**SHORT TASK:**
Only the number is wanted: tally the lines below that contain the word "React".

**DATA LINES:**
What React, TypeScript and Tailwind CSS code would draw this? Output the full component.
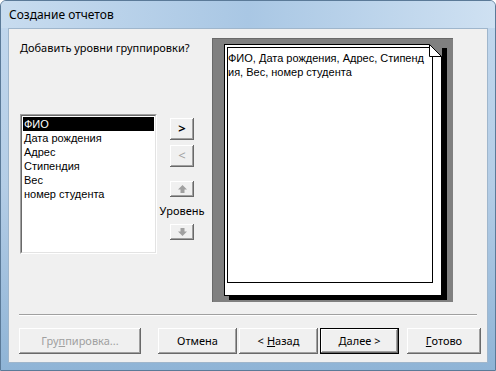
import React from 'react';

// 🔹 Мастер отчетов: шаг группировки (классический диалог Access)
const fields = ['ФИО', 'Дата рождения', 'Адрес', 'Стипендия', 'Вес', 'номер студента'];

const btn3d =
  'bg-[#f0f0f0] shadow-[inset_-1px_-1px_#696969,inset_1px_1px_#ffffff,inset_-2px_-2px_#a0a0a0] flex items-center justify-center';

function ArrowIcon({ down }: { down?: boolean }) {
  return (
    <svg width="9" height="8" viewBox="0 0 9 8" className={down ? 'rotate-180' : ''}>
      <path d="M4.5 0 L9 4.5 L6.5 4.5 L6.5 8 L2.5 8 L2.5 4.5 L0 4.5 Z" fill="#a0a0a0" />
    </svg>
  );
}

export default function App() {
  return (
    <div
      className="w-[496px] h-[371px] flex flex-col bg-gradient-to-b from-[#c2d8ee] via-[#b4cde6] to-[#8fb4d6] border border-[#5b7a98] rounded-t-[6px] overflow-hidden"
      style={{ fontFamily: '"Noto Sans", "Open Sans", sans-serif' }}
    >
      {/* заголовок окна */}
      <div className="h-[27px] flex items-center pl-[8px] text-[12px] text-black bg-gradient-to-r from-[#c8dcef] via-[#a9c7e4] to-[#cfe1f2]">
        Создание отчетов
      </div>

      {/* тело диалога */}
      <div className="flex-1 mx-[7px] mb-[7px] bg-[#f0f0f0] border border-[#9fb6cc] flex flex-col">
        <div className="flex pl-[11px] pt-[9px]">
          {/* левая часть */}
          <div className="w-[192px] flex flex-col">
            <div className="mt-[2px] text-[11px] leading-[16px] text-black">Добавить уровни группировки?</div>

            <div className="mt-[58px] flex">
              {/* список полей */}
              <div className="w-[137px] h-[140px] border border-t-[#a0a0a0] border-l-[#a0a0a0] border-b-white border-r-white">
                <div
                  className="w-full h-full bg-white border border-t-[#696969] border-l-[#696969] border-b-[#e3e3e3] border-r-[#e3e3e3] pt-px px-px text-[11px] leading-[14px] text-black"
                  style={{ fontFamily: '"Liberation Sans", Arial, sans-serif' }}
                >
                  {fields.map((f, i) => (
                    <div key={f} className={`pl-[1px] h-[14px] ${i === 0 ? 'bg-black text-white' : ''}`}>
                      {f}
                    </div>
                  ))}
                </div>
              </div>

              {/* кнопки перемещения */}
              <div className="w-[44px] ml-[3px] pt-[4px] flex flex-col items-center">
                <div className={`${btn3d} w-[24px] h-[22px] text-[13px] font-bold text-black`}>&gt;</div>
                <div className={`${btn3d} w-[24px] h-[22px] mt-[5px] text-[13px] text-[#a0a0a0]`}>&lt;</div>
                <div className={`${btn3d} w-[24px] h-[16px] mt-[14px]`}>
                  <ArrowIcon />
                </div>
                <div className="mt-[6px] text-[11px] leading-[16px] text-black">Уровень</div>
                <div className={`${btn3d} w-[24px] h-[16px] mt-[5px]`}>
                  <ArrowIcon down />
                </div>
              </div>
            </div>
          </div>

          {/* предпросмотр */}
          <div className="w-[241px] h-[264px] bg-[#808080] border-l border-t border-[#6a6a6a] pl-[11px] pt-[5px]">
            <div className="relative w-[218px] h-[252px] bg-white border border-black shadow-[5px_4px_0_#000] p-[2px] pb-[12px] pr-[8px]">
              <div
                className="w-full h-full border border-black pt-[3px] text-[11px] leading-[14px] text-black whitespace-nowrap"
                style={{ fontFamily: '"Liberation Sans", Arial, sans-serif' }}
              >
                <div>ФИО, Дата рождения, Адрес, Стипенд</div>
                <div>ия, Вес, номер студента</div>
              </div>
              {/* загнутый уголок */}
              <svg width="13" height="13" viewBox="0 0 13 13" className="absolute -top-px -right-px">
                <path d="M0 0 L13 0 L13 13 Z" fill="#808080" />
                <path d="M0.5 0.5 L12.5 12.5 L0.5 12.5 Z" fill="#ffffff" />
                <path d="M0.5 0.5 L12.5 12.5" stroke="#000" strokeWidth="1" />
                <path d="M0.5 0.5 L0.5 12.5 L12.5 12.5" stroke="#000" strokeWidth="1" fill="none" />
              </svg>
            </div>
          </div>
        </div>

        {/* разделитель */}
        <div className="mx-[10px] mt-[12px] h-[2px] border-t border-[#a0a0a0] border-b border-b-white" />

        {/* кнопки внизу */}
        <div className="flex mt-[12px] pl-[10px] text-[11px]">
          <div className={`${btn3d} w-[122px] h-[26px] text-[#a0a0a0]`}>
            Гру<span className="underline">п</span>пировка...
          </div>
          <div className={`${btn3d} w-[79px] h-[26px] ml-[17px] text-black`}>Отмена</div>
          <div className={`${btn3d} w-[79px] h-[26px] ml-[2px] text-black`}>
            &lt; <span className="underline ml-[3px]">Н</span>азад
          </div>
          <div className="w-[79px] h-[26px] ml-[2px] border border-black">
            <div className={`${btn3d} w-full h-full text-black`}>
              <span className="underline">Д</span>алее &gt;
            </div>
          </div>
          <div className={`${btn3d} w-[74px] h-[26px] ml-[8px] text-black`}>
            <span className="underline">Г</span>отово
          </div>
        </div>
      </div>
    </div>
  );
}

**WRITTEN RESPONSE:**
2